Osmanlı mekteplerinden mezun askerlerin kurduğu cumhuriyet, “köylüyü milletin efendisi” yapmaya karar verdi. Bütün o muhteşem yalılar, köhne Osmanlı’nın zenginleştirdiği paşaların elinden çıktı, önemli bir bölümü onların müştemilatlarında oturan köylü aşçılara, arabacılara, bahçıvanlara, kayıkçılara kaldı. Yeni dönemin aristokratları hazıra konan işte bu “beleşçilerin” torunlarıdır.

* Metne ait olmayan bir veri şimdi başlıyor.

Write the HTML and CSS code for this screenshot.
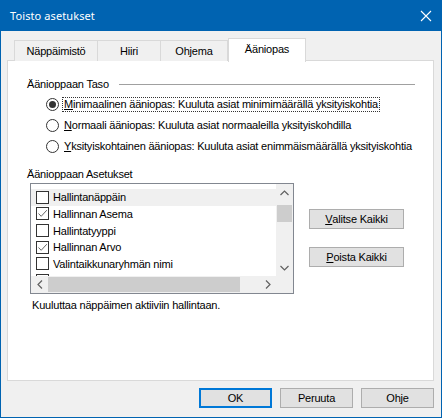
FILE: index.html
```html
<!DOCTYPE html>
<html lang="fi">
<head>
<meta charset="utf-8">
<title>Toisto asetukset</title>
<link rel="stylesheet" href="styles.css">
</head>
<body>
<div class="window">
  <div class="titlebar">
    <span class="title">Toisto asetukset</span>
    <svg class="close" width="12" height="12" viewBox="0 0 12 12"><path d="M1 1L11 11M11 1L1 11" stroke="#ffffff" stroke-width="1.1" fill="none"/></svg>
  </div>
  <div class="client">
    <div class="tabs">
      <div class="tab t1">Näppäimistö</div>
      <div class="tab t2">Hiiri</div>
      <div class="tab t3">Ohjema</div>
      <div class="tab t4 sel">Ääniopas</div>
    </div>
    <div class="panel">
      <div class="group-head"><span class="legend">Äänioppaan Taso</span><div class="rule"></div></div>
      <div class="radios">
        <div class="radio-row"><span class="radio on"></span><span class="rtext focus"><u>M</u>inimaalinen ääniopas: Kuuluta asiat minimimäärällä yksityiskohtia</span></div>
        <div class="radio-row"><span class="radio"></span><span class="rtext"><u>N</u>ormaali ääniopas: Kuuluta asiat normaaleilla yksityiskohdilla</span></div>
        <div class="radio-row"><span class="radio"></span><span class="rtext"><u>Y</u>ksityiskohtainen ääniopas: Kuuluta asiat enimmäismäärällä yksityiskohtia</span></div>
      </div>
      <div class="label2">Äänioppaan Asetukset</div>
      <div class="list-row">
        <div class="listbox">
          <div class="items">
            <div class="item hover"><span class="cb"></span><span>Hallintanäppäin</span></div>
            <div class="item"><span class="cb checked"><svg width="11" height="11" viewBox="0 0 11 11"><path d="M1.5 5.5L4.2 8.3L9.8 2.2" stroke="#666" stroke-width="1" fill="none"/></svg></span><span>Hallinnan Asema</span></div>
            <div class="item"><span class="cb"></span><span>Hallintatyyppi</span></div>
            <div class="item"><span class="cb checked"><svg width="11" height="11" viewBox="0 0 11 11"><path d="M1.5 5.5L4.2 8.3L9.8 2.2" stroke="#666" stroke-width="1" fill="none"/></svg></span><span>Hallinnan Arvo</span></div>
            <div class="item"><span class="cb"></span><span>Valintaikkunaryhmän nimi</span></div>
            <div class="item"><span class="cb"></span></div>
          </div>
          <div class="vscroll">
            <div class="arrow"><svg width="9" height="6" viewBox="0 0 9 6"><path d="M0.5 5L4.5 1L8.5 5" stroke="#606060" stroke-width="1.2" fill="none"/></svg></div>
            <div class="vtrack"><div class="vthumb"></div></div>
            <div class="arrow"><svg width="9" height="6" viewBox="0 0 9 6"><path d="M0.5 1L4.5 5L8.5 1" stroke="#606060" stroke-width="1.2" fill="none"/></svg></div>
          </div>
          <div class="hscroll">
            <div class="arrow"><svg width="6" height="9" viewBox="0 0 6 9"><path d="M5 0.5L1 4.5L5 8.5" stroke="#606060" stroke-width="1.2" fill="none"/></svg></div>
            <div class="htrack"><div class="hthumb"></div></div>
            <div class="arrow"><svg width="6" height="9" viewBox="0 0 6 9"><path d="M1 0.5L5 4.5L1 8.5" stroke="#606060" stroke-width="1.2" fill="none"/></svg></div>
          </div>
          <div class="corner"></div>
        </div>
        <div class="side-buttons">
          <div class="btn"><u>V</u>alitse Kaikki</div>
          <div class="btn"><u>P</u>oista Kaikki</div>
        </div>
      </div>
      <div class="desc">Kuuluttaa näppäimen aktiiviin hallintaan.</div>
    </div>
    <div class="footer">
      <div class="btn fbtn default">OK</div>
      <div class="btn fbtn">Peruuta</div>
      <div class="btn fbtn">Ohje</div>
    </div>
  </div>
</div>
</body>
</html>
```

FILE: styles.css
```css
* { box-sizing: border-box; }
html, body { margin: 0; padding: 0; }
body {
  width: 442px;
  height: 418px;
  background: #f0f0f0;
  font-family: "Liberation Sans", Arial, sans-serif;
  font-size: 11px;
  letter-spacing: -0.2px;
  color: #000;
}
.window {
  width: 442px;
  height: 418px;
  border: 1px solid #0063b1;
  border-top: none;
  background: #f0f0f0;
  display: flex;
  flex-direction: column;
}
.titlebar {
  height: 31px;
  margin: 0 -1px;
  background: #0063b1;
  display: flex;
  align-items: center;
  justify-content: space-between;
  padding: 0 10px 0 10px;
  flex: none;
}
.title {
  font-family: "Noto Sans", "Open Sans", sans-serif;
  font-size: 11px;
  letter-spacing: 0.1px;
  color: #fff;
}
.client {
  flex: 1;
  padding: 7px 7px 0 6px;
  display: flex;
  flex-direction: column;
}
.tabs {
  height: 23px;
  display: flex;
  align-items: flex-end;
  padding-left: 7px;
  position: relative;
  z-index: 2;
  margin-bottom: -1px;
}
.tab {
  height: 21px;
  border: 1px solid #d9d9d9;
  border-bottom: none;
  background: #f0f0f0;
  display: flex;
  align-items: center;
  justify-content: center;
  padding-bottom: 1px;
}
.tab + .tab { border-left: none; }
.t1 { width: 84px; }
.t2 { width: 63px; }
.t3 { width: 67px; }
.t4 { width: 78px; }
.tab.sel {
  height: 24px;
  background: #fff;
  margin-bottom: -1px;
  border-left: 1px solid #d9d9d9;
  padding-bottom: 4px;
}
.panel {
  height: 321px;
  background: #fff;
  border: 1px solid #d9d9d9;
  padding: 17px 18px 0 19px;
  flex: none;
}
.group-head {
  height: 13px;
  display: flex;
  align-items: center;
  line-height: 13px;
}
.rule {
  flex: 1;
  height: 1px;
  background: #a0a0a0;
  margin-left: 10px;
}
.radios {
  margin-top: 3px;
  padding-left: 19px;
}
.radio-row {
  height: 21px;
  display: flex;
  align-items: center;
}
.radio {
  width: 13px;
  height: 13px;
  border: 1px solid #333;
  border-radius: 50%;
  background: #fff;
  flex: none;
  display: flex;
  align-items: center;
  justify-content: center;
  margin-right: 3px;
}
.radio.on::after {
  content: "";
  width: 7px;
  height: 7px;
  border-radius: 50%;
  background: #333;
}
.rtext {
  line-height: 13px;
  padding: 0 1px;
  border: 1px dotted transparent;
  white-space: nowrap;
}
.rtext.focus { border-color: #333; }
.label2 {
  margin-top: 11px;
  line-height: 13px;
}
.list-row {
  margin-top: 2px;
  margin-left: 3px;
  display: flex;
  align-items: flex-start;
}
.listbox {
  width: 264px;
  height: 111px;
  border: 1px solid #828790;
  display: grid;
  grid-template-columns: 1fr 17px;
  grid-template-rows: 1fr 17px;
  flex: none;
}
.items {
  overflow: hidden;
  padding-top: 5px;
}
.item {
  height: 16.67px;
  display: flex;
  align-items: center;
  padding-left: 5px;
  gap: 3px;
  white-space: nowrap;
}
.item.hover { background: #f0f0f0; }
.cb {
  width: 13px;
  height: 13px;
  border: 1px solid #333;
  background: #fff;
  flex: none;
  display: flex;
  align-items: center;
  justify-content: center;
  margin-right: 1px;
}
.vscroll {
  background: #f0f0f0;
  display: flex;
  flex-direction: column;
}
.vscroll .arrow, .hscroll .arrow {
  width: 17px;
  height: 17px;
  display: flex;
  align-items: center;
  justify-content: center;
  flex: none;
}
.vtrack { flex: 1; padding: 4px 1px 0 1px; }
.vthumb { height: 17px; background: #cdcdcd; }
.hscroll {
  background: #f0f0f0;
  display: flex;
}
.htrack { flex: 1; padding: 1px 0; }
.hthumb { width: 192px; height: 15px; background: #cdcdcd; }
.corner { background: #f0f0f0; }
.side-buttons {
  margin-left: 15px;
  margin-top: 26px;
  display: flex;
  flex-direction: column;
  gap: 18px;
}
.btn {
  width: 95px;
  height: 20px;
  background: #e1e1e1;
  border: 1px solid #adadad;
  display: flex;
  align-items: center;
  justify-content: center;
}
.desc {
  margin-top: 5px;
  margin-left: 5px;
  line-height: 13px;
}
.footer {
  margin-top: 7px;
  display: flex;
  justify-content: flex-end;
  gap: 8px;
}
.fbtn { width: 73px; }
.fbtn.default {
  border: 1px solid #0078d7;
  box-shadow: inset 0 0 0 1px #0078d7;
}
```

Rahmetli Çetin Altan’dan duymuştum, derdi ki:
“Şehirli olmak, aynı evde doğup aynı evde ölmektir.”
*
Dünyada başka bir benzeri yoktur. Aynı kıyıya bakan iki göz, asla aynı manzarayı görmez burada. Boğaziçi, bakan göze göre manzara aksettiren bir aynadır. Susmasında bile bir mana, sükutunda bile bir şiir gizlidir.